This very, very much requires sorted lists. And doing a band that is 5 across is overkill, it very much looks like a band that is 3 across always gives the right answer, but I wasn't confident enough to go with that.
def improve_matching (list1, list2, matching):
# We do DP forward, trying a band that is 5 across, building up our
# answer as a linked list. If our answer changed by no more than 1
# anywhere, we are done.
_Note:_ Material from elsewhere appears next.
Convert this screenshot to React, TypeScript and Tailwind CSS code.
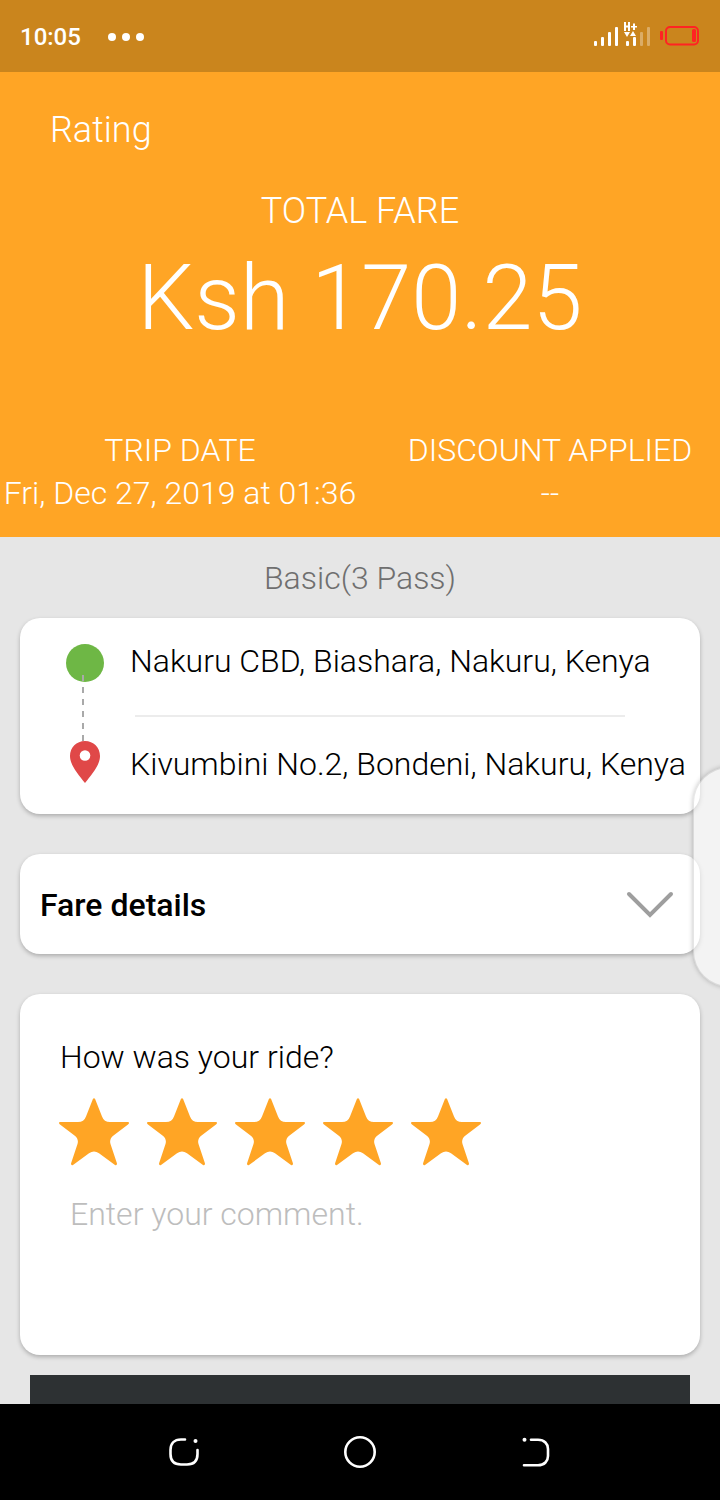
import { useState } from "react";

const STARS = [1, 2, 3, 4, 5];

function StatusBar() {
  return (
    <div className="flex h-[72px] shrink-0 items-center justify-between bg-[#ca851d] pl-5 pr-5 text-white">
      <div className="flex items-center gap-[27px] pt-0.5">
        <span className="text-2xl font-medium">10:05</span>
        <svg className="h-2 w-9" viewBox="0 0 36 8" fill="currentColor" aria-hidden="true">
          <circle cx="4" cy="4" r="4" />
          <circle cx="18" cy="4" r="4" />
          <circle cx="32" cy="4" r="4" />
        </svg>
      </div>
      <svg className="h-7 w-[107px]" viewBox="0 0 107 28" fill="none" aria-hidden="true">
        <g fill="#fff">
          <rect x="1" y="19" width="3" height="5" rx="1" />
          <rect x="8" y="15" width="3" height="9" rx="1" />
          <rect x="15" y="10" width="3" height="14" rx="1" />
          <rect x="22" y="5" width="3" height="19" rx="1" />
          <path d="M31 0h2v3.500h2V0h2v9h-2V5.500h-2V9h-2zM40 1.500h2v2.500h2v1.500h-2V8h-2V5.500h-2V4h2z" />
          <path d="M31 10h6l-3 5zM37 14h6l-3-5z" />
          <rect x="33" y="19" width="3" height="5" rx="1" />
          <rect x="40" y="15" width="3" height="9" rx="1" />
        </g>
        <g fill="#fff" opacity=".32">
          <rect x="47" y="10" width="3" height="14" rx="1" />
          <rect x="54" y="5" width="3" height="19" rx="1" />
        </g>
        <rect x="67" y="9" width="3" height="9" rx="1" fill="#ff2323" />
        <rect x="73" y="5" width="32" height="17.500" rx="4" stroke="#ff2323" strokeWidth="2" />
        <rect x="99" y="7" width="4" height="13" rx="1.500" fill="#ff2323" />
      </svg>
    </div>
  );
}

function Header() {
  return (
    <header className="bg-[#ffa525] pb-[22px] pt-9 text-center text-white">
      <h1 className="px-[50px] text-left text-4xl/[44px] font-light">Rating</h1>
      <p className="mt-[37px] text-4xl/[44px] font-light">TOTAL FARE</p>
      <p className="mt-[14px] text-[90px]/[104px] font-light">Ksh 170.25</p>
      <div className="mt-[78px] grid grid-cols-2 text-[32px]/[43px] font-light whitespace-nowrap">
        <div>
          <p>TRIP DATE</p>
          <p>Fri, Dec 27, 2019 at 01:36</p>
        </div>
        <div className="pl-5">
          <p>DISCOUNT APPLIED</p>
          <p>--</p>
        </div>
      </div>
    </header>
  );
}

function RouteCard() {
  return (
    <section className="flex h-[196px] rounded-[20px] bg-white pl-[45px] shadow-[0_2px_4px_rgba(0,0,0,0.25)]">
      <svg className="mt-[25px] h-[142px] w-10 shrink-0" viewBox="0 0 40 142" aria-hidden="true">
        <circle cx="20" cy="20" r="19" fill="#6eb745" />
        <path d="M18 32V100" stroke="#a9a9a9" strokeWidth="2" strokeDasharray="6 6" />
        <path
          d="M20 98C11.500 98 5 104.500 5 113C5 122 13 131 20 140C27 131 35 122 35 113C35 104.500 28.500 98 20 98Z"
          fill="#e04848"
        />
        <circle cx="20" cy="112.500" r="5.300" fill="#fff" />
      </svg>
      <div className="flex min-w-0 flex-1 flex-col pl-[25px] pt-[23px] text-[32px]/[40px] font-light whitespace-nowrap text-black">
        <p>Nakuru CBD, Biashara, Nakuru, Kenya</p>
        <hr className="mb-[27px] ml-[5px] mr-[75px] mt-[34px] border-0 border-t-2 border-[#ececec]" />
        <p>Kivumbini No.2, Bondeni, Nakuru, Kenya</p>
      </div>
    </section>
  );
}

function ReviewCard() {
  const [rating, setRating] = useState(5);
  return (
    <section className="mt-10 rounded-[20px] bg-white px-10 pb-[21px] pt-[43px] shadow-[0_2px_4px_rgba(0,0,0,0.25)]">
      <fieldset>
        <legend className="text-[32px]/[40px] font-light text-black">How was your ride?</legend>
        <div className="-ml-px mt-[21px] flex gap-[18px]">
          {STARS.map((n) => (
            <label key={n} className="relative cursor-pointer">
              <input
                type="radio"
                name="rating"
                aria-label={`${n} stars`}
                className="peer sr-only"
                checked={rating === n}
                onChange={() => setRating(n)}
              />
              <svg
                className={n <= rating ? "h-[68px] w-[70px] text-[#ffa525]" : "h-[68px] w-[70px] text-[#d8d8d8]"}
                viewBox="0 0 70 68"
                fill="currentColor"
                aria-hidden="true"
              >
                <path d="M34 .8Q35-.4 36 .8L43 18.500Q45 24 51 24H69Q71 24.500 69 26.600L54.500 37.500Q50 41 51.500 46L58 65.500Q58 68 56 67L40 55.300Q35 51.500 30 55.300L14 67Q12 68 12 65.500L18.500 46Q20 41 15.500 37.500L1 26.600Q-1 24.500 1 24H19Q25 24 27 18.500Z" />
              </svg>
            </label>
          ))}
        </div>
      </fieldset>
      <textarea
        aria-label="Comment"
        placeholder="Enter your comment."
        className="mt-7 block h-[140px] w-full resize-none bg-transparent px-[10px] text-[32px]/[40px] font-light text-black outline-none placeholder:text-[#bdbdbd]"
      />
    </section>
  );
}

function NavBar() {
  return (
    <nav className="flex h-24 shrink-0 items-center justify-around bg-black px-24 text-white">
      <button type="button" aria-label="Recent apps">
        <svg className="size-10" viewBox="0 0 40 40" fill="none" stroke="currentColor" strokeWidth="2.600" strokeLinecap="round">
          <path d="M21 7.500H17C10 7.500 6.500 12 6.500 18V22C6.500 29 10.500 32.500 17 32.500H23C29.500 32.500 33.500 29 33.500 22V18" />
          <circle cx="31.500" cy="9" r="2" fill="currentColor" stroke="none" />
        </svg>
      </button>
      <button type="button" aria-label="Home">
        <svg className="size-10" viewBox="0 0 40 40" fill="none" stroke="currentColor" strokeWidth="2.600">
          <circle cx="20" cy="20" r="14.700" />
        </svg>
      </button>
      <button type="button" aria-label="Back">
        <svg className="size-10" viewBox="0 0 40 40" fill="none" stroke="currentColor" strokeWidth="2.600" strokeLinecap="round">
          <path d="M15 7.800H22C28.500 7.800 32 12 32 17V24C32 29 28.500 33.300 22 33.300H8" />
          <circle cx="8.500" cy="7.800" r="2" fill="currentColor" stroke="none" />
        </svg>
      </button>
    </nav>
  );
}

export default function App() {
  const [open, setOpen] = useState(false);
  return (
    <div className="relative flex h-screen flex-col overflow-hidden bg-[#e6e6e6] font-['Roboto',sans-serif]">
      <StatusBar />
      <div className="min-h-0 flex-1 overflow-y-auto [scrollbar-width:none]">
        <Header />
        <main className="px-5 pb-5">
          <p className="pb-5 pt-[21px] text-center text-[32px]/[40px] font-light text-[#6f6f6f]">Basic(3 Pass)</p>
          <RouteCard />
          <button
            type="button"
            aria-expanded={open}
            onClick={() => setOpen(!open)}
            className="mt-10 flex h-[100px] w-full items-center justify-between rounded-[20px] bg-white pl-5 pr-[26px] pt-0.5 text-[32px]/[40px] font-medium text-black shadow-[0_2px_4px_rgba(0,0,0,0.25)]"
          >
            Fare details
            <svg className="h-7 w-12" viewBox="0 0 48 28" fill="none" stroke="#9e9e9e" strokeWidth="4" strokeLinecap="round" aria-hidden="true">
              <path d="M3 3L24 24L45 3" />
            </svg>
          </button>
          <ReviewCard />
          <div className="px-[10px] pt-5">
            <button type="button" aria-label="Submit" className="block h-[100px] w-full bg-[#2d3133]" />
          </div>
        </main>
      </div>
      <NavBar />
      <div className="absolute -right-5 top-[767px] h-[220px] w-[47px] rounded-l-[36px] border border-black/10 bg-white/50 shadow-[0_0_5px_rgba(0,0,0,0.25)]" />
    </div>
  );
}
Else we recursively improve again.
best_j_last = -1
last = {-1: (0.0, None)}
for i in range(len(list1)):
best_j = None
best_cost = None
this = {}
for delta in (-2, 2, -1, 1, 0):
j = matching[i] + delta
# Bounds sanity checks.
if j < 0:
continue
elif len(list2) <= j:
continue
j_prev = best_j_last
if j <= j_prev:
if j-1 in last:
j_prev = j-1
else:
# Can't push back this far.
continue
cost = last[j_prev][0] + (list1[i] - list2[j])**2
this[j] = (cost, [j, last[j_prev][1]])
if (best_j is None) or cost <= best_cost:
best_j = j
best_cost = cost
best_j_last = best_j
last = this
(final_cost, linked_list) = last[best_j_last]
matching_rev = []
while linked_list is not None:
matching_rev.append( linked_list[0])
linked_list = linked_list[1]
matching_new = [x for x in reversed(matching_rev)]
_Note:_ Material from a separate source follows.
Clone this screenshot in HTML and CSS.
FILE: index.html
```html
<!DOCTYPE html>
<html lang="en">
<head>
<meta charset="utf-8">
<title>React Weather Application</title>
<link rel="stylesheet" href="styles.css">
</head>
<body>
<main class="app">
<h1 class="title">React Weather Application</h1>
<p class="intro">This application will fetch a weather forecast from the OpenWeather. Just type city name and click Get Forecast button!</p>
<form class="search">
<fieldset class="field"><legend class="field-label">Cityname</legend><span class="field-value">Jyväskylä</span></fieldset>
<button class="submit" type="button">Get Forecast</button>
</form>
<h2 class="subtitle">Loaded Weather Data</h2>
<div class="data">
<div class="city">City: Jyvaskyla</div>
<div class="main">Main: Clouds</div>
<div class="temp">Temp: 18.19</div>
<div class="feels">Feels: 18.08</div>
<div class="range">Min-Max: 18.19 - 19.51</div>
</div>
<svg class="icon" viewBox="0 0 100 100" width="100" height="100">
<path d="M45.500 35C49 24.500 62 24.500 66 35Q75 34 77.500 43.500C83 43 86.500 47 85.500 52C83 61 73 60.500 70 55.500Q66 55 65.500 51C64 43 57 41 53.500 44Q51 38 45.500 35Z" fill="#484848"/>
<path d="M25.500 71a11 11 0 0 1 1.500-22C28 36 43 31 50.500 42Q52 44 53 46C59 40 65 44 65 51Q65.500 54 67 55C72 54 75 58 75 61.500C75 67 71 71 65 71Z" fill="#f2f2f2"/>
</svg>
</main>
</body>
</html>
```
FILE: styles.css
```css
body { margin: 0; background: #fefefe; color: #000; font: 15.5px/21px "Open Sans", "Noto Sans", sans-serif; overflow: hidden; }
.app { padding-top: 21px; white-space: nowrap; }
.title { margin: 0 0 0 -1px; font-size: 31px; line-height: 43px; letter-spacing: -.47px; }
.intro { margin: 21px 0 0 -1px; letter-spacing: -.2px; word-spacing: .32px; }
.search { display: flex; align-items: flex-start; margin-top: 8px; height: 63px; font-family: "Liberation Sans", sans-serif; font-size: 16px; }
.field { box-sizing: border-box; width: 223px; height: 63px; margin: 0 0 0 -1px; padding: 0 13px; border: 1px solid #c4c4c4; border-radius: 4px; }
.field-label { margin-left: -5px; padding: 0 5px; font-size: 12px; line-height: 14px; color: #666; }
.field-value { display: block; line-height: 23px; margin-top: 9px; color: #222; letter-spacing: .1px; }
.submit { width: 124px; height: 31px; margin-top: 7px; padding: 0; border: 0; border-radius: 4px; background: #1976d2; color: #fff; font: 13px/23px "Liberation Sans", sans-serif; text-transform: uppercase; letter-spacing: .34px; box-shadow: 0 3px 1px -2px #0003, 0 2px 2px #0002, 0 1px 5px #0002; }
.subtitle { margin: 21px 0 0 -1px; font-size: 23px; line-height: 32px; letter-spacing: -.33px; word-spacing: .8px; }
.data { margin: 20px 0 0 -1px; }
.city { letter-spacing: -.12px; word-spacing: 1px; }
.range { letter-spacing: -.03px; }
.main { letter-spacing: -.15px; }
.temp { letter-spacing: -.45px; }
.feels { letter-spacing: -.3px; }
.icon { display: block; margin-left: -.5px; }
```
for i in range(len(matching_new)):
if 1 < abs(matching[i] - matching_new[i]):
print "Improving further" # Does this ever happen?
return improve_matching(list1, list2, matching_new)
return matching_new
def match_lists (list1, list2):
if 0 == len(list1):
return []
elif 1 == len(list1):
best_j = 0
best_cost = (list1[0] - list2[0])**2
for j in range(1, len(list2)):
cost = (list1[0] - list2[j])**2
if cost < best_cost:
best_cost = cost
best_j = j
return [best_j]
elif 1 < len(list1):
# Solve a smaller problem first.
list1_smaller = [list1[2*i] for i in range((len(list1)+1)//2)]
list2_smaller = [list2[2*i] for i in range((len(list2)+1)//2)]
matching_smaller = match_lists(list1_smaller, list2_smaller)
# Start with that matching.
matching = [None] * len(list1)
for i in range(len(matching_smaller)):
matching[2*i] = 2*matching_smaller[i]
# Fill in the holes between
for i in range(len(matching) - 1):
if matching[i] is None:
best_j = matching[i-1] + 1
best_cost = (list1[i] - list2[best_j])**2
for j in range(best_j+1, matching[i+1]):
cost = (list1[i] - list2[j])**2
if cost < best_cost:
best_cost = cost
best_j = j
matching[i] = best_j
# And fill in the last one if needed
if matching[-1] is None:
if matching[-2] + 1 == len(list2):
# This will be an invalid matching, but improve will fix that.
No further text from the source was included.